Even smart professional people are victimized by anti-vaxers’ lies

A pediatrics resident wrote an excellent op-ed on vaccination in the LA Times. LA has seen its first outbreak of measles in four years there, and it’s something to worry about.

A study published in the April issue of Pediatrics examined a 2008 measles outbreak in San Diego. The index case was a 7-year-old unvaccinated child who was exposed to the virus while abroad. This case resulted in 839 exposed persons, 11 actual cases (all in unvaccinated children) and the hospitalization of an infant too young to be vaccinated. In total, the outbreak cost the public more than $175,000, which would have covered the costs of measles vaccinations for almost 180,000 children.

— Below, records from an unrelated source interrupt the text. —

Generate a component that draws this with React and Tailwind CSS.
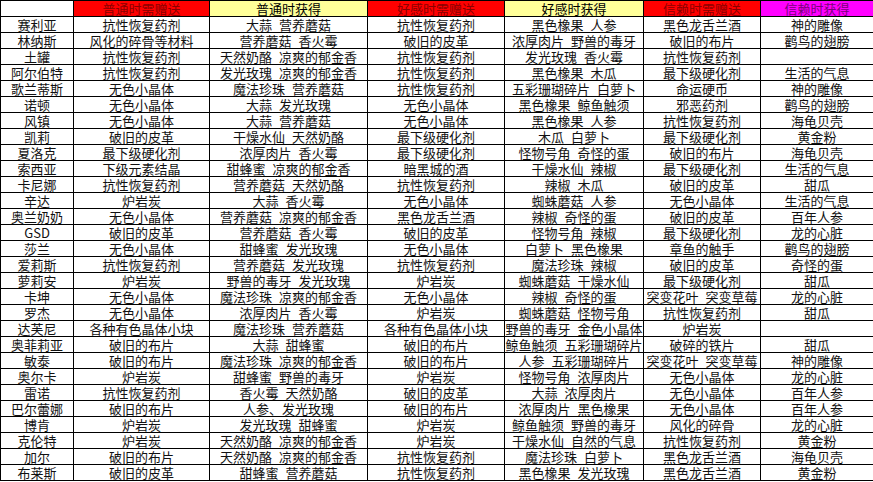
const rows = [
  ["赛利亚", "抗性恢复药剂", "大蒜 营养蘑菇", "抗性恢复药剂", "黑色橡果 人参", "黑色龙舌兰酒", "神的雕像"],
  ["林纳斯", "风化的碎骨等材料", "营养蘑菇 香火霉", "破旧的皮革", "浓厚肉片 野兽的毒牙", "破旧的布片", "鹳鸟的翅膀"],
  ["土罐", "抗性恢复药剂", "天然奶酪 凉爽的郁金香", "抗性恢复药剂", "发光玫瑰 香火霉", "抗性恢复药剂", ""],
  ["阿尔伯特", "抗性恢复药剂", "发光玫瑰 凉爽的郁金香", "抗性恢复药剂", "黑色橡果 木瓜", "最下级硬化剂", "生活的气息"],
  ["歌兰蒂斯", "无色小晶体", "魔法珍珠 营养蘑菇", "抗性恢复药剂", "五彩珊瑚碎片 白萝卜", "命运硬币", "神的雕像"],
  ["诺顿", "无色小晶体", "大蒜 发光玫瑰", "无色小晶体", "黑色橡果 鲸鱼触须", "邪恶药剂", "鹳鸟的翅膀"],
  ["风镇", "无色小晶体", "大蒜 营养蘑菇", "无色小晶体", "黑色橡果 人参", "抗性恢复药剂", "海龟贝壳"],
  ["凯莉", "破旧的皮革", "干燥水仙 天然奶酪", "最下级硬化剂", "木瓜 白萝卜", "最下级硬化剂", "黄金粉"],
  ["夏洛克", "最下级硬化剂", "浓厚肉片 香火霉", "最下级硬化剂", "怪物号角 奇怪的蛋", "破旧的布片", "海龟贝壳"],
  ["索西亚", "下级元素结晶", "甜蜂蜜 凉爽的郁金香", "暗黑城的酒", "干燥水仙 辣椒", "最下级硬化剂", "生活的气息"],
  ["卡尼娜", "抗性恢复药剂", "营养蘑菇 天然奶酪", "抗性恢复药剂", "辣椒 木瓜", "破旧的皮革", "甜瓜"],
  ["辛达", "炉岩炭", "大蒜 香火霉", "无色小晶体", "蜘蛛蘑菇 人参", "无色小晶体", "生活的气息"],
  ["奥兰奶奶", "无色小晶体", "营养蘑菇 凉爽的郁金香", "黑色龙舌兰酒", "辣椒 奇怪的蛋", "破旧的皮革", "百年人参"],
  ["GSD", "破旧的皮革", "营养蘑菇 香火霉", "破旧的皮革", "怪物号角 辣椒", "最下级硬化剂", "龙的心脏"],
  ["莎兰", "无色小晶体", "甜蜂蜜 发光玫瑰", "无色小晶体", "白萝卜 黑色橡果", "章鱼的触手", "鹳鸟的翅膀"],
  ["爱莉斯", "抗性恢复药剂", "营养蘑菇 发光玫瑰", "抗性恢复药剂", "魔法珍珠 辣椒", "破旧的皮革", "奇怪的蛋"],
  ["萝莉安", "炉岩炭", "野兽的毒牙 发光玫瑰", "炉岩炭", "蜘蛛蘑菇 干燥水仙", "最下级硬化剂", "甜瓜"],
  ["卡坤", "无色小晶体", "魔法珍珠 凉爽的郁金香", "无色小晶体", "辣椒 奇怪的蛋", "突变花叶 突变草莓", "龙的心脏"],
  ["罗杰", "无色小晶体", "浓厚肉片 香火霉", "炉岩炭", "蜘蛛蘑菇 怪物号角", "抗性恢复药剂", "甜瓜"],
  ["达芙尼", "各种有色晶体小块", "魔法珍珠 营养蘑菇", "各种有色晶体小块", "野兽的毒牙 金色小晶体", "炉岩炭", ""],
  ["奥菲莉亚", "破旧的布片", "大蒜 甜蜂蜜", "破旧的布片", "鲸鱼触须 五彩珊瑚碎片", "破碎的铁片", "甜瓜"],
  ["敏泰", "破旧的布片", "魔法珍珠 凉爽的郁金香", "破旧的布片", "人参 五彩珊瑚碎片", "突变花叶 突变草莓", "神的雕像"],
  ["奥尔卡", "炉岩炭", "甜蜂蜜 野兽的毒牙", "炉岩炭", "怪物号角 浓厚肉片", "无色小晶体", "龙的心脏"],
  ["雷诺", "抗性恢复药剂", "香火霉 天然奶酪", "破旧的皮革", "大蒜 浓厚肉片", "无色小晶体", "百年人参"],
  ["巴尔蕾娜", "破旧的布片", "人参、发光玫瑰", "破旧的布片", "浓厚肉片 黑色橡果", "无色小晶体", "百年人参"],
  ["博肯", "炉岩炭", "发光玫瑰 甜蜂蜜", "炉岩炭", "鲸鱼触须 野兽的毒牙", "风化的碎骨", "龙的心脏"],
  ["克伦特", "炉岩炭", "天然奶酪 凉爽的郁金香", "炉岩炭", "干燥水仙 自然的气息", "抗性恢复药剂", "黄金粉"],
  ["加尔", "破旧的布片", "天然奶酪 凉爽的郁金香", "抗性恢复药剂", "魔法珍珠 白萝卜", "黑色龙舌兰酒", "海龟贝壳"],
  ["布莱斯", "破旧的皮革", "甜蜂蜜 营养蘑菇", "抗性恢复药剂", "黑色橡果 发光玫瑰", "黑色龙舌兰酒", "黄金粉"],
];

const widths = ["w-[73px]", "w-[136px]", "w-[158px]", "w-[137px]", "w-[139px]", "w-[117px]", "w-[113px]"];

const headers = [
  { t: "", c: "bg-white" },
  { t: "普通时需赠送", c: "bg-[#ff0000] text-[#8a0000]" },
  { t: "普通时获得", c: "bg-[#ffff99] text-black" },
  { t: "好感时需赠送", c: "bg-[#ff0000] text-[#8a0000]" },
  { t: "好感时获得", c: "bg-[#ffff99] text-black" },
  { t: "信赖时需赠送", c: "bg-[#ff0000] text-[#8a0000]" },
  { t: "信赖时获得", c: "bg-[#ff00ff] text-[#7a007a]" },
];

export default function App() {
  return (
    <div
      className="w-[873px] h-[482px] bg-white overflow-hidden"
      style={{ fontFamily: '"Noto Sans CJK SC", "Noto Sans", sans-serif' }}
    >
      <table className="table-fixed border-collapse w-[873px] text-[13px] text-[#111] [word-spacing:4px]">
        <colgroup>
          {widths.map((w, i) => (
            <col key={i} className={w} />
          ))}
        </colgroup>
        <thead>
          <tr className="h-[16px]">
            {headers.map((h, i) => (
              <th
                key={i}
                className={`border border-black p-0 font-normal text-center leading-[15px] whitespace-nowrap overflow-hidden ${h.c}`}
              >
                {h.t}
              </th>
            ))}
          </tr>
        </thead>
        <tbody>
          {rows.map((r, ri) => (
            <tr key={ri} className="h-[16px]">
              {r.map((cell, ci) => (
                <td
                  key={ci}
                  className="border border-black p-0 text-center leading-[15px] whitespace-pre overflow-hidden"
                >
                  {cell}
                </td>
              ))}
            </tr>
          ))}
        </tbody>
      </table>
    </div>
  );
}
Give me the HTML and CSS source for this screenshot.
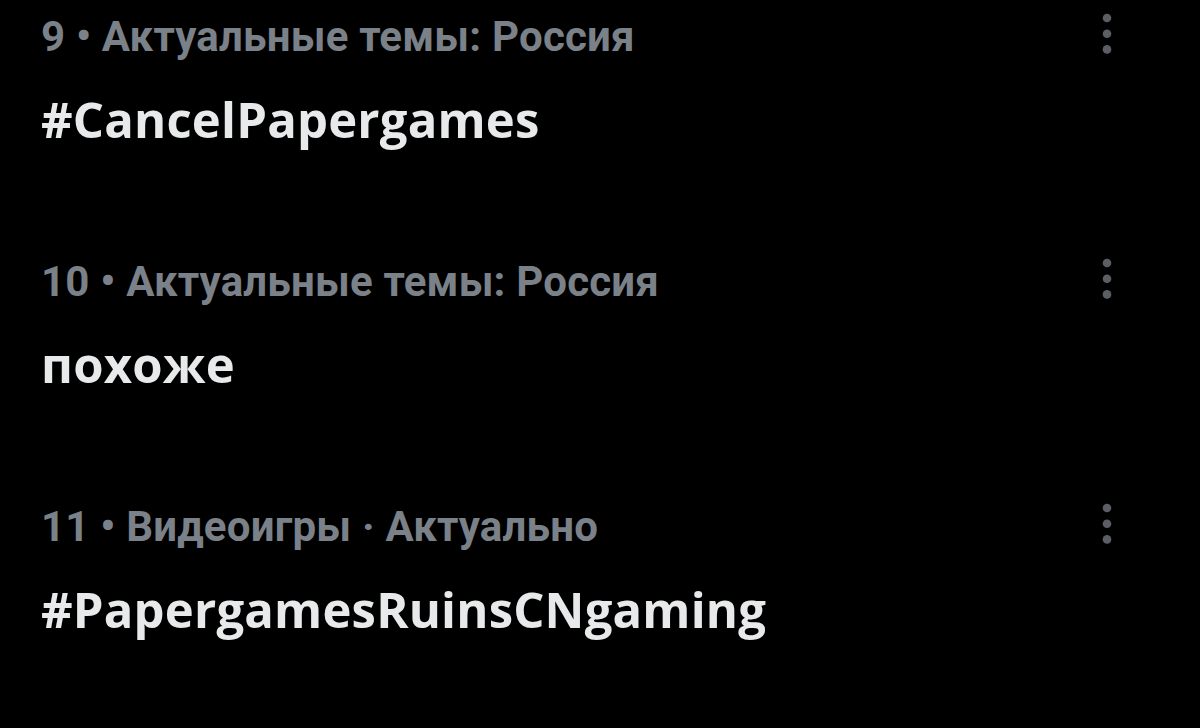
FILE: index.html
```html
<!DOCTYPE html>
<html lang="ru">
<head>
    <meta charset="UTF-8">
    <title>Актуальные темы</title>
    <link rel="stylesheet" href="styles.css">
</head>
<body>
    <div class="trends">
        <div class="trend">
            <div class="trend-text">
                <div class="trend-meta">9 • Актуальные темы: Россия</div>
                <div class="trend-title">#CancelPapergames</div>
            </div>
            <div class="more">
                <svg viewBox="0 0 10 42" width="10" height="42"><circle cx="5" cy="5" r="4.3"/><circle cx="5" cy="20.7" r="4.3"/><circle cx="5" cy="36.4" r="4.3"/></svg>
            </div>
        </div>
        <div class="trend">
            <div class="trend-text">
                <div class="trend-meta">10 • Актуальные темы: Россия</div>
                <div class="trend-title">похоже</div>
            </div>
            <div class="more">
                <svg viewBox="0 0 10 42" width="10" height="42"><circle cx="5" cy="5" r="4.3"/><circle cx="5" cy="20.7" r="4.3"/><circle cx="5" cy="36.4" r="4.3"/></svg>
            </div>
        </div>
        <div class="trend">
            <div class="trend-text">
                <div class="trend-meta">11 • Видеоигры · Актуально</div>
                <div class="trend-title">#PapergamesRuinsCNgaming</div>
            </div>
            <div class="more">
                <svg viewBox="0 0 10 42" width="10" height="42"><circle cx="5" cy="5" r="4.3"/><circle cx="5" cy="20.7" r="4.3"/><circle cx="5" cy="36.4" r="4.3"/></svg>
            </div>
        </div>
    </div>
</body>
</html>
```

FILE: styles.css
```css
body {
    margin: 0;
    background: #000;
    font-family: Roboto, "Liberation Sans", sans-serif;
    height: 728px;
    overflow: hidden;
}

.trends {
    padding: 10px 88px 0 41px;
}

.trend {
    display: flex;
    justify-content: space-between;
    align-items: flex-start;
    height: 245px;
}

.trend-meta {
    color: #7b8188;
    font-size: 42px;
    font-weight: 700;
    line-height: 54px;
    letter-spacing: 0.2px;
}

.trend-title {
    color: #e7e9ea;
    font-family: "Open Sans", sans-serif;
    font-size: 49px;
    font-weight: 700;
    line-height: 62px;
    letter-spacing: 0.2px;
    margin-top: 24px;
}

.more {
    padding-top: 3px;
}

.more svg {
    display: block;
    fill: #5b5f63;
}
```
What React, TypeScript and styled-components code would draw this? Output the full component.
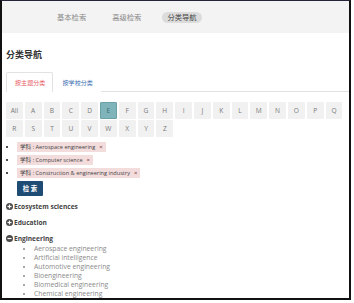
import React from "react"
import styled, { createGlobalStyle } from "styled-components"

const GlobalStyle = createGlobalStyle`
  html, body {
    margin: 0;
    padding: 0;
    background: #ffffff;
  }
  body {
    font-family: "Open Sans", "Noto Sans CJK SC", sans-serif;
  }
`

const NAV_ITEMS = ["基本检索", "高级检索", "分类导航"]
const LETTERS = [
  "All", "A", "B", "C", "D", "E", "F", "G", "H", "I", "J", "K", "L", "M", "N", "O", "P", "Q",
  "R", "S", "T", "U", "V", "W", "X", "Y", "Z",
]
const FILTERS = [
  "Aerospace engineering",
  "Computer science",
  "Construction & engineering industry",
]
const SUBJECTS = [
  "Aerospace engineering",
  "Artificial intelligence",
  "Automotive engineering",
  "Bioengineering",
  "Biomedical engineering",
  "Chemical engineering",
]

const CircleIcon = ({ open }: { open?: boolean }) => (
  <svg width="7" height="7" viewBox="0 0 14 14">
    <circle cx="7" cy="7" r="7" fill="#4a4a4a" />
    <rect x="3" y="5.8" width="8" height="2.4" fill="#fff" />
    {!open && <rect x="5.8" y="3" width="2.4" height="8" fill="#fff" />}
  </svg>
)

export default function App() {
  return (
    <>
      <GlobalStyle />
      <Frame>
        <NavBar>
          {NAV_ITEMS.map((item, i) => (
            <NavItem key={item} $active={i === 2}>
              {item}
            </NavItem>
          ))}
        </NavBar>
        <Content>
          <Heading>分类导航</Heading>
          <Tabs>
            <Tab $active>按主题分类</Tab>
            <Tab>按学校分类</Tab>
          </Tabs>
          <Letters>
            {LETTERS.map((l) => (
              <Letter key={l} $active={l === "E"}>
                {l}
              </Letter>
            ))}
          </Letters>
          <FilterList>
            {FILTERS.map((f) => (
              <FilterItem key={f}>
                <Chip>
                  学科 : {f}
                  <ChipClose>×</ChipClose>
                </Chip>
              </FilterItem>
            ))}
          </FilterList>
          <SearchButton>检 索</SearchButton>
          <Category>
            <CircleIcon />
            Ecosystem sciences
          </Category>
          <Category>
            <CircleIcon />
            Education
          </Category>
          <Category>
            <CircleIcon open />
            Engineering
          </Category>
          <SubList>
            {SUBJECTS.map((s) => (
              <SubItem key={s}>{s}</SubItem>
            ))}
          </SubList>
        </Content>
      </Frame>
    </>
  )
}

const Frame = styled.div`
  box-sizing: border-box;
  width: 351px;
  height: 300px;
  overflow: hidden;
  border-top: 1px solid #23233a;
  border-left: 2px solid #111;
  border-right: 2px solid #111;
  border-bottom: 2px solid #111;
  background: #fff;
`

const NavBar = styled.div`
  display: flex;
  align-items: center;
  gap: 16px;
  height: 32px;
  padding-left: 50px;
  background: #f3f3f3;
`

const NavItem = styled.div<{ $active?: boolean }>`
  padding: 1px 5px;
  border-radius: 6px;
  font-size: 7.3px;
  line-height: 9px;
  color: ${(p) => (p.$active ? "#444" : "#8a8a8a")};
  background: ${(p) => (p.$active ? "#dcdcdc" : "transparent")};
`

const Content = styled.div`
  padding: 15px 0 0 4px;
`

const Heading = styled.div`
  font-size: 9px;
  line-height: 14px;
  font-weight: 600;
  color: #333;
  margin-bottom: 10px;
`

const Tabs = styled.div`
  display: flex;
  border-bottom: 1px solid #e2e2e2;
  height: 19px;
`

const Tab = styled.div<{ $active?: boolean }>`
  box-sizing: border-box;
  display: flex;
  align-items: center;
  height: 20px;
  padding: 0 7px 0 8px;
  font-size: 6.1px;
  color: ${(p) => (p.$active ? "#e85a5f" : "#3a6db0")};
  background: #fff;
  border: 1px solid ${(p) => (p.$active ? "#e2e2e2" : "transparent")};
  border-bottom: none;
  border-radius: 2px 2px 0 0;
`

const Letters = styled.div`
  display: flex;
  flex-wrap: wrap;
  column-gap: 2px;
  row-gap: 1px;
  width: 345px;
  margin-top: 10px;
`

const Letter = styled.div<{ $active?: boolean }>`
  box-sizing: border-box;
  width: 16.8px;
  height: 17px;
  display: flex;
  align-items: center;
  justify-content: center;
  font-size: 6.6px;
  color: ${(p) => (p.$active ? "#3f6f75" : "#7a7a7a")};
  background: ${(p) => (p.$active ? "#7fb4ba" : "#f1f1f1")};
  border: 1px solid ${(p) => (p.$active ? "#6aa0a6" : "#f1f1f1")};
  border-radius: 1px;
`

const FilterList = styled.ul`
  list-style: disc;
  margin: 5px 0 0;
  padding-left: 11px;
  font-size: 6px;
  color: #111;
`

const FilterItem = styled.li`
  height: 13px;
`

const Chip = styled.span`
  display: inline-flex;
  align-items: center;
  height: 10px;
  padding: 0 3px;
  background: #f3dcdc;
  font-size: 5.6px;
  color: #444;
`

const ChipClose = styled.span`
  margin-left: 4px;
  font-size: 6px;
  color: #6a2a2a;
`

const SearchButton = styled.div`
  box-sizing: border-box;
  display: flex;
  align-items: center;
  justify-content: center;
  width: 26px;
  height: 15px;
  margin: 0 0 0 11px;
  border-radius: 1px;
  background: #1f4c74;
  color: #fff;
  font-size: 6.4px;
  font-weight: 700;
`

const Category = styled.div`
  display: flex;
  align-items: center;
  gap: 1px;
  margin-top: 4px;
  height: 12px;
  font-size: 6.6px;
  font-weight: 700;
  color: #444;
`

const SubList = styled.ul`
  list-style: disc;
  margin: 0;
  padding-left: 28px;
  color: #8a8a8a;
`

const SubItem = styled.li`
  font-size: 6.8px;
  line-height: 9px;
`
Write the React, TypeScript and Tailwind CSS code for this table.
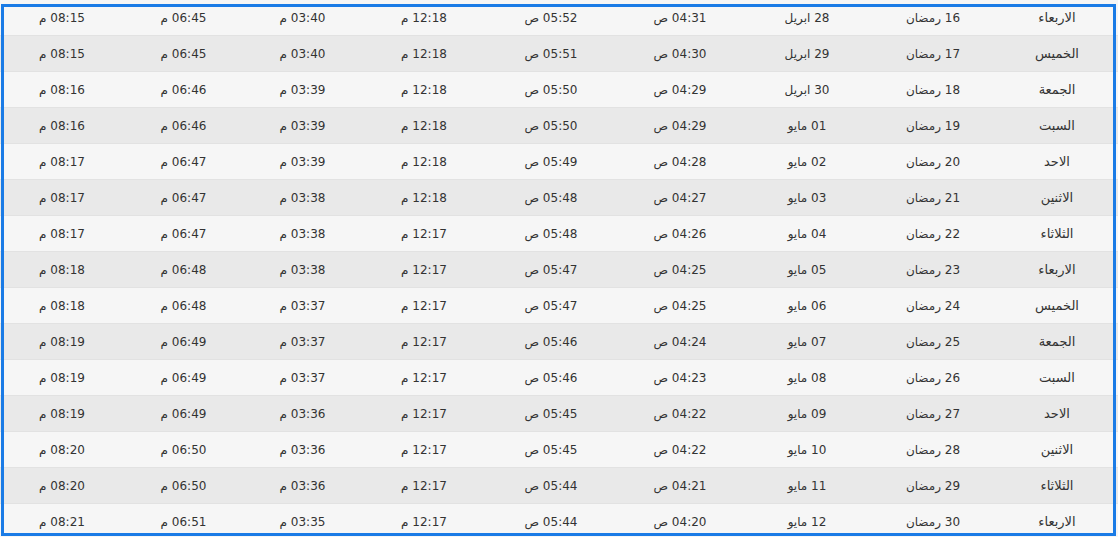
const rows: string[][] = [
  ['الاربعاء', '16', '28 ابريل', '04:31', '05:52', '12:18', '03:40', '06:45', '08:15'],
  ['الخميس', '17', '29 ابريل', '04:30', '05:51', '12:18', '03:40', '06:45', '08:15'],
  ['الجمعة', '18', '30 ابريل', '04:29', '05:50', '12:18', '03:39', '06:46', '08:16'],
  ['السبت', '19', '01 مايو', '04:29', '05:50', '12:18', '03:39', '06:46', '08:16'],
  ['الاحد', '20', '02 مايو', '04:28', '05:49', '12:18', '03:39', '06:47', '08:17'],
  ['الاثنين', '21', '03 مايو', '04:27', '05:48', '12:18', '03:38', '06:47', '08:17'],
  ['الثلاثاء', '22', '04 مايو', '04:26', '05:48', '12:17', '03:38', '06:47', '08:17'],
  ['الاربعاء', '23', '05 مايو', '04:25', '05:47', '12:17', '03:38', '06:48', '08:18'],
  ['الخميس', '24', '06 مايو', '04:25', '05:47', '12:17', '03:37', '06:48', '08:18'],
  ['الجمعة', '25', '07 مايو', '04:24', '05:46', '12:17', '03:37', '06:49', '08:19'],
  ['السبت', '26', '08 مايو', '04:23', '05:46', '12:17', '03:37', '06:49', '08:19'],
  ['الاحد', '27', '09 مايو', '04:22', '05:45', '12:17', '03:36', '06:49', '08:19'],
  ['الاثنين', '28', '10 مايو', '04:22', '05:45', '12:17', '03:36', '06:50', '08:20'],
  ['الثلاثاء', '29', '11 مايو', '04:21', '05:44', '12:17', '03:36', '06:50', '08:20'],
  ['الاربعاء', '30', '12 مايو', '04:20', '05:44', '12:17', '03:35', '06:51', '08:21'],
]

export default function App() {
  return (
    <div className="relative h-[537px] w-[1118px] overflow-hidden bg-[#f6f6f6] font-['DejaVu_Sans',sans-serif] text-[12px] text-[#333]">
      <div dir="rtl">
        {rows.map((r, i) => (
          <div
            key={i}
            className={`grid h-[36px] grid-cols-[122px_126px_126px_128px_130px_124px_119px_119px_124px] items-center border-b border-[#e2e2e2] text-center ${
              i % 2 === 0 ? 'bg-[#f6f6f6]' : 'bg-[#e9e9e9]'
            }`}
          >
            <div className="text-[13px]">{r[0]}</div>
            <div>{r[1]} رمضان</div>
            <div>{r[2]}</div>
            <div>{r[3]} ص</div>
            <div>{r[4]} ص</div>
            <div>{r[5]} م</div>
            <div>{r[6]} م</div>
            <div>{r[7]} م</div>
            <div>{r[8]} م</div>
          </div>
        ))}
      </div>
      {/* highlight frame drawn over the table */}
      <div className="pointer-events-none absolute left-[1px] top-[4px] h-[532px] w-[1115px] border-[3px] border-[#1a7be6]" />
    </div>
  )
}
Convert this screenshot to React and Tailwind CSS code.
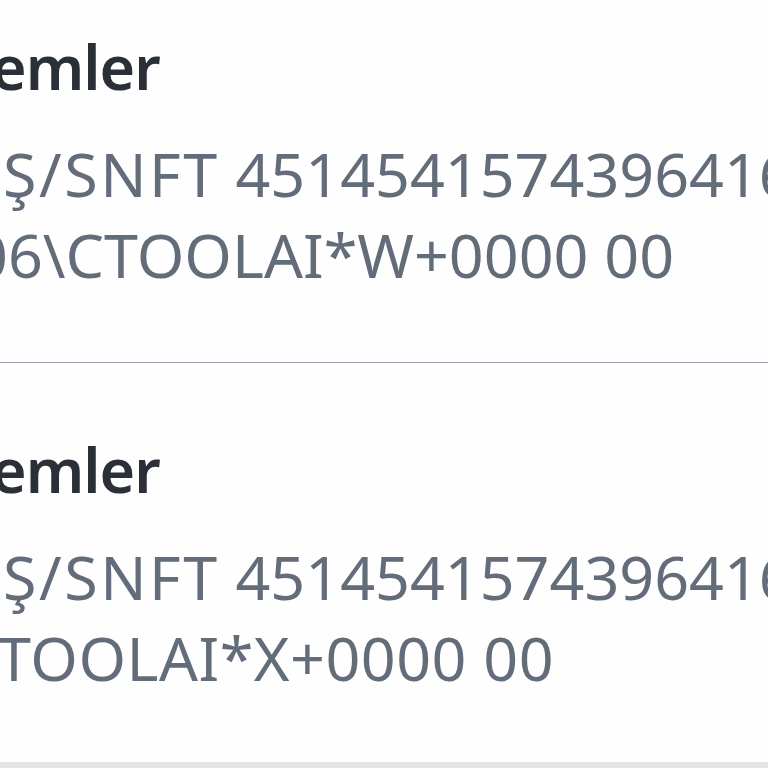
export default function App() {
  const font = { fontFamily: '"Noto Sans", "Open Sans", sans-serif' };
  return (
    <div className="w-[768px] h-[768px] overflow-hidden bg-[#fefefe] flex flex-col" style={font}>
      <div className="flex flex-col pt-[36px]">
        <div className="text-[61px] leading-[62px] font-semibold tracking-[-1px] text-[#2b3038] whitespace-nowrap ml-[-9px]">emler</div>
        <div className="mt-[35px] text-[61px] leading-[81px] text-[#636d7a] whitespace-nowrap ml-[3px]">
          <span className="tracking-[2.5px]">Ş/SNFT</span> 45145415743964169
        </div>
        <div className="text-[61px] leading-[81px] text-[#636d7a] whitespace-nowrap ml-[-27px]">06\CTOOLAI*W+0000 00</div>
      </div>
      <div className="mt-[67px] h-[2px] bg-[#98a4b0]"></div>
      <div className="flex flex-col pt-[76px]">
        <div className="text-[61px] leading-[62px] font-semibold tracking-[-1px] text-[#2b3038] whitespace-nowrap ml-[-9px]">emler</div>
        <div className="mt-[35px] text-[61px] leading-[81px] text-[#636d7a] whitespace-nowrap ml-[3px]">
          <span className="tracking-[2.5px]">Ş/SNFT</span> 45145415743964169
        </div>
        <div className="text-[61px] leading-[81px] text-[#636d7a] whitespace-nowrap ml-[-42px] tracking-[0.5px]">CTOOLAI*X+0000 00</div>
      </div>
      <div className="mt-[64px] h-[6px] bg-[#e1e3e7] shrink-0"></div>
    </div>
  );
}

You skip out on giving your kids a cheap, easy, routine shot, and this is what you can do: harm hundreds. Measles is also the kind of disease people can die of, too, so there’s an even greater risk than making a lot of people miserable.

But this next bit was the most compelling part of the story. How can smart people be so stupid?

And yet, many parents continue not to vaccinate their children. I see such children frequently. Last fall, when I entered an examination room, a 5-year-old patient loudly yelled “Get out!” Her mother apologized, then explained. “Sorry, she’s never gotten S-H-O-T-S before.”

Confused, I looked down at the chart to confirm that the patient was in for H1N1 and seasonal flu vaccines. Seeing that she was, I seized the opportunity to offer her catch-up vaccines as well, but her mother declined. She explained matter-of-factly that it was because the flu was “going around” whereas the other vaccine-preventable diseases, she said, were no longer a threat.

She went on to tell me that she was a lawyer who had grown up in a country where measles is still endemic. Since moving to the U.S., she had never known anyone to suffer from measles, but she did know several children who had autism. So, while she understood that vaccinations had not been definitively shown to cause autism, she felt that, here in America, the risk of autism was a bigger threat than that of vaccine-preventable diseases.

No longer a threat? That’s awfully short-sighted. This clever lawyer moved to this country from a place where the disease was endemic…does she think there is a super-duper barrier around America now so no more people and diseases can move here from her native country? And there is no risk of autism from vaccinations that has ever been demonstrated.

I suppose I could make a few jokes about selfish lawyers here, but since there are lawyers reading the blog, I’ll wait until they leave the room. Ask me later, kids. Or invent your own!